Всреду вечером мы отправились навестить Рагнхильд с семейством, а к ним неожиданно набилась половина всех родственников Вибеке, с ними такое часто бывает, кучкуются и жужжат-гудят подобно комарью или мошке. Куда ни глянь, чьи‐то дети, тетки, дядья, в центре внимания, естественно, Ингер Юханне в цветастом летнем платье, громогласно порицающая безудержное потребительство соотечественников: так и до кризиса недалеко,
– Кстати, как там поживает ваш буйный сосед? – спросил меня зубной врач в разгар вечера. – Тот еще типчик, пума просто.
К нам подошла Вибеке.
– О ком сплетничаете?
– О Стейнаре, – ответил я, – о Стейнаре и Лив Мерете.

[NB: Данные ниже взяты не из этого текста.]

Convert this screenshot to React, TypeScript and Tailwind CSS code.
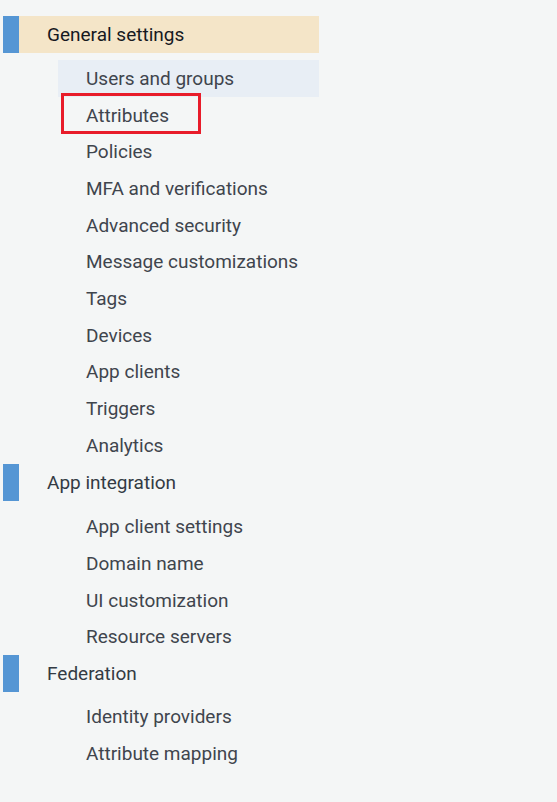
const sections = [
  {
    title: "General settings",
    active: true,
    pad: "pt-[7px]",
    items: [
      "Users and groups",
      "Attributes",
      "Policies",
      "MFA and verifications",
      "Advanced security",
      "Message customizations",
      "Tags",
      "Devices",
      "App clients",
      "Triggers",
      "Analytics",
    ],
  },
  {
    title: "App integration",
    active: false,
    pad: "pt-2",
    items: ["App client settings", "Domain name", "UI customization", "Resource servers"],
  },
  {
    title: "Federation",
    active: false,
    pad: "pt-[6px]",
    items: ["Identity providers", "Attribute mapping"],
  },
];

export default function App() {
  return (
    <div className="min-h-[802px] w-[557px] bg-[#f4f6f6] pt-4 font-['Roboto',sans-serif]">
      <nav className="w-[319px] pl-[3px]">
        {sections.map((s) => (
          <div key={s.title}>
            <div className={`flex h-[37px] items-center ${s.active ? "bg-[#f4e5c8]" : ""}`}>
              <span className="h-full w-4 bg-[#5596d4]" />
              <span
                className={`pl-7 text-[19px] leading-none ${s.active ? "text-[#16191f]" : "text-[#333b44]"}`}
              >
                {s.title}
              </span>
            </div>
            <ul className={s.pad}>
              {s.items.map((item) => (
                <li key={item} className="pl-[55px]">
                  <div
                    className={`relative flex h-[36.7px] items-center pl-7 text-[19px] leading-none text-[#3f454d] ${
                      item === "Users and groups" ? "bg-[#e8eef5]" : ""
                    }`}
                  >
                    {item}
                    {item === "Attributes" && (
                      <span className="absolute left-[3px] top-[-4px] h-[41px] w-[140px] border-[3px] border-[#e81c2a]" />
                    )}
                  </div>
                </li>
              ))}
            </ul>
          </div>
        ))}
      </nav>
    </div>
  );
}
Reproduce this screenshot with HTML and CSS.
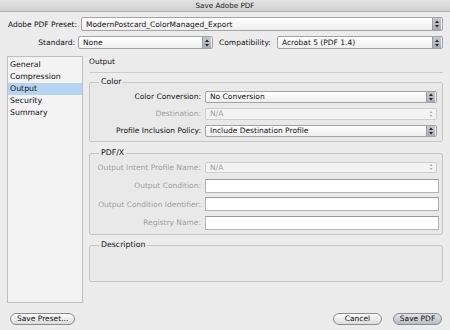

Доктор желает знать, как они поживают.
– А что, у них все хорошо, – сказала Вибеке, и мне было и видно, и слышно, что она действительно так думает.
– Чилийцы‐то, а? – продолжал зубной врач. – Вот это команда!
Он повернулся к Одду. Тот был занят тем, что пытался через трубочку высосать последние капли лимонада из бутылки.
– Ни фига себе, a, Одд?
– Чево?
– Чего, чего. А того, что чилийцы испанцев по стенке размазали!
– Им, наверное, больно было, – ответствовал Одд, поглощенный важным делом: он вынул трубочку из бутылки, высосал из нее остатки жидкости, перевернул бутылку вверх донышком, запрокинул голову и вытряс себе в рот две последние капли.
Когда мы в тот вечер вернулись домой и уложили детей, жена подошла ко мне со словами, что ей нужно рассказать мне кое‐что. У нее было немножко странное выражение лица, как у ребенка или подростка, а вовсе не как у директора школы. Непривычное выражение лица для моей жены.
Она положила на стол телефон. Я вздрогнул.
– Я его взяла, – сказала она, – когда мы ходили к ним, пока их не было дома. А теперь не знаю, что мне с ним делать.
– Господи помилуй, – сказал я.
– Я его прятала в нашей спальне. Он для меня вроде дурацкого напоминания о том, как мы по‐дурацки себя повели.
Я не сводил глаз с лежавшего на столе телефона.
Ох. Как же мы, люди, умеем сами себя поставить в дурацкое положение, подумал я.
– Как мы с ним поступим? – спросила она.
– Ну, – сказал я, – ничего умного в голову не приходит. Если Стейнар еще помнит, что у него есть такой телефон, то, наверное, когда‐нибудь обнаружит, что его нет на месте, а потом, наверное, сообразит, что этим летом оставлял нам ключи. Вот тогда все и закрутится.
Она кивнула.
Я пожал плечами: – Ну и пусть себе.
– То есть?
– Пусть себе лежит, – сказал я. – Убери телефон и забудь всю эту историю.
Лукаса мы нашли на следующий день. Там оказалась целая история. Избитым и измордованным мы отыскали его у Горма с его придурками, теперь в полиции на них насобирали толстенное досье, вероятно, загребут всю шайку. Выяснилось, что Лукас в тот первый вечер задирал их намеренно: вроде бы безбашенный приятель Горма, Юн-Ивар, изнасиловал девушку, с которой Лукас раньше встречался, и Лукас собрался отомстить за нее. В одиночку. Потому он ночью и сбежал из больницы: ему, бог знает зачем, хотелось рассказать всю историю мне: то ли чтобы я остановил его, то ли чтобы поддержал в его правоте?
Мне кажется, он правильно поступил.
Эти гопники заслужили взбучку.
Хотя они, небось, такие же, как Финн и как Лукас.
В тот день мы с Лукасом долго катались на моей машине. Он курил, опустив окошко. В общем‐то, говорили мы не так много, но когда вырулили на морской берег, проехав по мосту через широкий пролив и дальше к маяку, он спросил, что я про него думаю.
– Что я про тебя думаю, Лукас? В каком смысле?
– Ты не думаешь, что я позер?
Я остановил машину, выключил музыку – мы слушали “Фу Файтерс”, нам обоим они очень нравятся – и посмотрел на него.
– Как это тебе пришло в голову, Лукас? С чего бы мне так думать? Я не понимаю.
Он пожал плечами.
– Так ведь я и есть позер, – сказал он.